In Australia, the rigour of the basic principle is ameliorated where it would be unconscionable not to do so. In Morris v Morris (1982) 1 NSWLR 61 the plaintiff spent money on the defendant’s property in the expectation, induced or encouraged by the defendants, that he would be able to live there indefinitely as a member of their family. McLelland J concluded that it would be unconscionable and inequitable that the defendants retain the benefit of the expenditure. His Honour imposed an equitable charge in the amount of the expenditure plus interest. He observed that in an appropriate circumstance the remedy might well be the imposition of a constructive trust.

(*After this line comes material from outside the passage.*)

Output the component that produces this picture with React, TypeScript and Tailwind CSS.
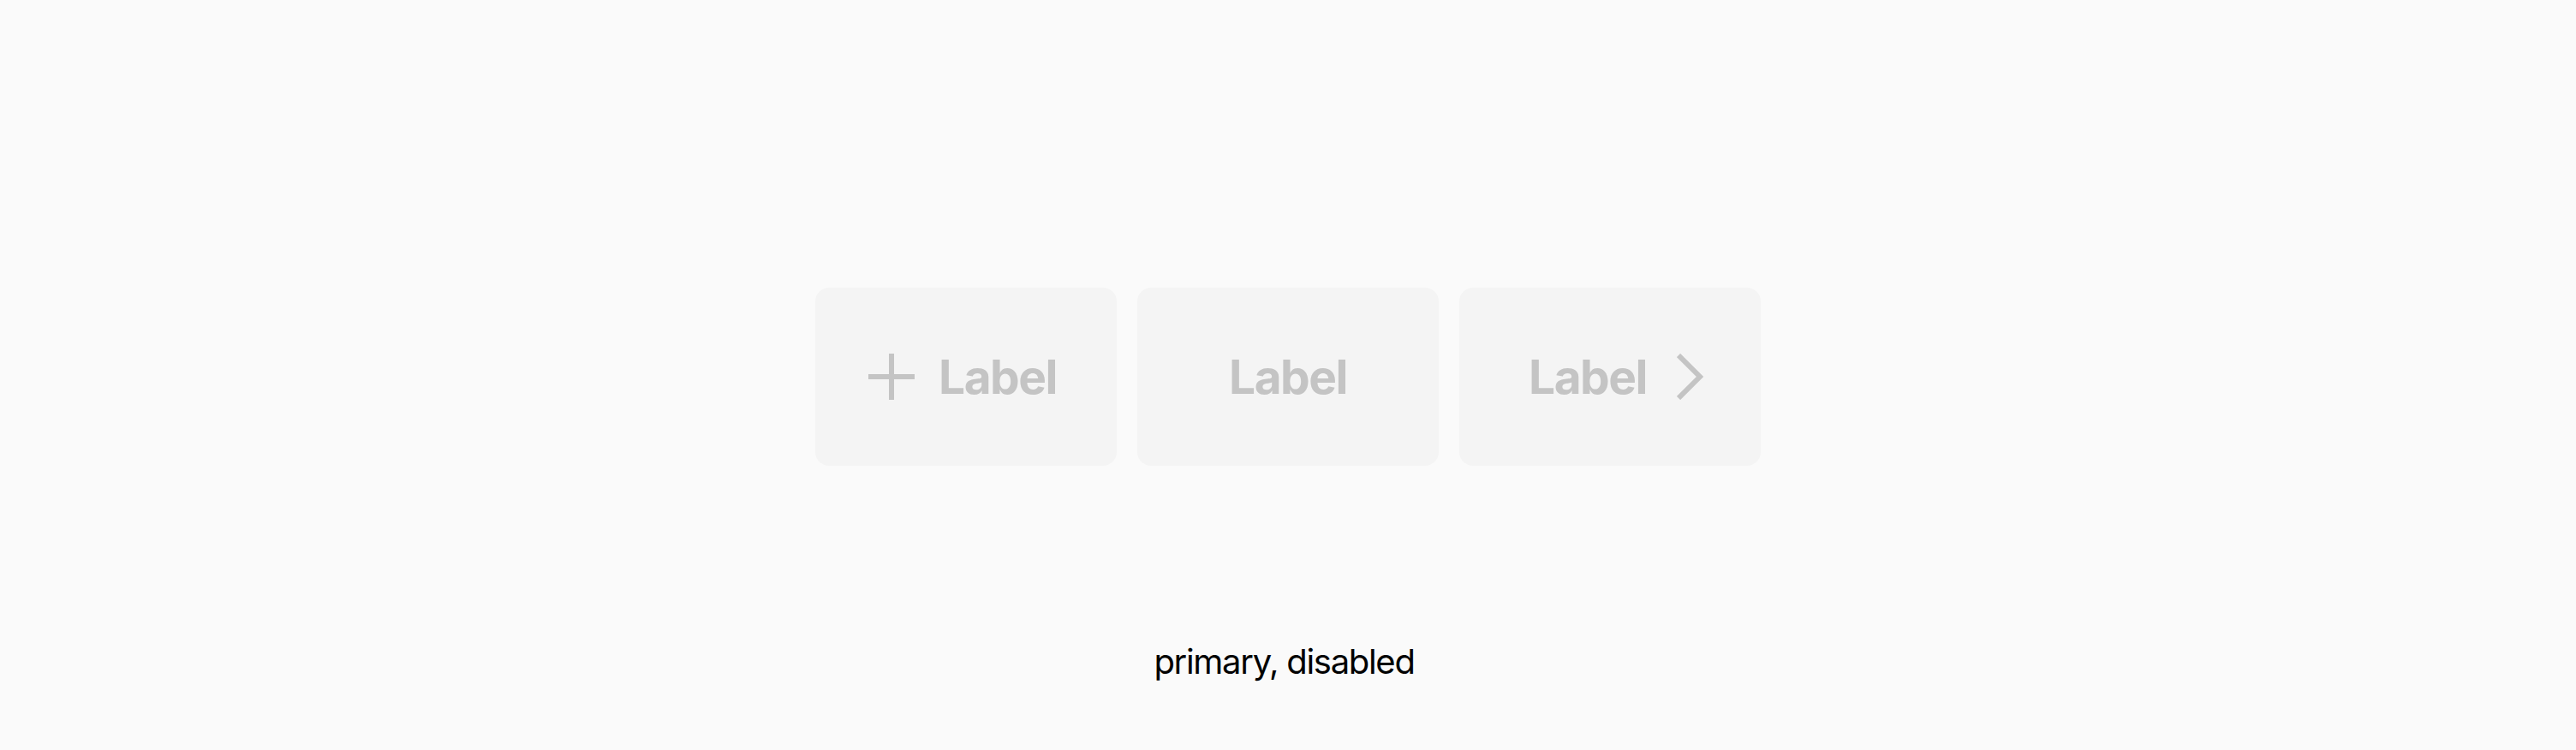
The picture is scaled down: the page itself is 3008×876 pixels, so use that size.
import React from "react";

const font = { fontFamily: "Inter, 'Noto Sans', sans-serif" };

function Plus() {
  return (
    <svg width="54" height="54" viewBox="0 0 54 54" className="shrink-0">
      <path d="M27 0V54M0 27H54" stroke="#c4c4c4" strokeWidth="6" fill="none" />
    </svg>
  );
}

function Chevron() {
  return (
    <svg width="32" height="54" viewBox="0 0 32 54" className="shrink-0">
      <path d="M2 2L27 27L2 52" stroke="#c4c4c4" strokeWidth="6" fill="none" />
    </svg>
  );
}

export default function App() {
  return (
    <div className="w-full h-[876px] bg-[#fafafa] flex flex-col items-center pt-[336px]" style={font}>
      <div className="flex gap-[24px]">
        <button disabled className="w-[352px] h-[208px] rounded-[16px] bg-[#f4f4f4] flex items-center justify-center gap-[28px] pr-[8px] text-[#c4c4c4] text-[55px] font-bold tracking-[-1.5px]">
          <Plus />
          <span>Label</span>
        </button>
        <button disabled className="w-[352px] h-[208px] rounded-[16px] bg-[#f4f4f4] flex items-center justify-center text-[#c4c4c4] text-[55px] font-bold tracking-[-1.5px]">
          <span>Label</span>
        </button>
        <button disabled className="w-[352px] h-[208px] rounded-[16px] bg-[#f4f4f4] flex items-center justify-center gap-[35px] pl-[15px] text-[#c4c4c4] text-[55px] font-bold tracking-[-1.5px]">
          <span>Label</span>
          <Chevron />
        </button>
      </div>
      <div className="mt-[205px] pr-[9px] text-[40px] leading-[48px] text-black tracking-[-1.3px]">primary, disabled</div>
    </div>
  );
}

In O’Brien v Sheahan [2002] FCA 1292 the trustee in bankruptcy stood by for over four years before seeking vacant possession of the matrimonial home of the bankrupts. In that time they continued to make mortgage payments and carried out improvements to the property. In those circumstances, Carr J concluded that it would be unconscionable to allow the trustee to exercise those rights and he determined that the trustee was estopped from doing so.


  1. A constructive trust in favour of the wife was claimed at the previous hearing based upon her contribution to the discharge of the mortgages. The present issue was not raised.
  2. The evidence that was before the Court did not suggest that the trustee caused or encouraged the continued payments. He was not aware of Hanna’s use of the other name (the properties were purchased in) until well after his discharge from bankruptcy. 
  3. Nor was evidence adduced of the augmentation in value of the properties resulting from the payments so as to ground an argument that on an objective valuation of the benefit conferred by Hanna and his wife, it would be unconscionable for the trustee not to have to pay for it.

The court held therefore there was insufficient evidence to justify the imposition of a constructive trust.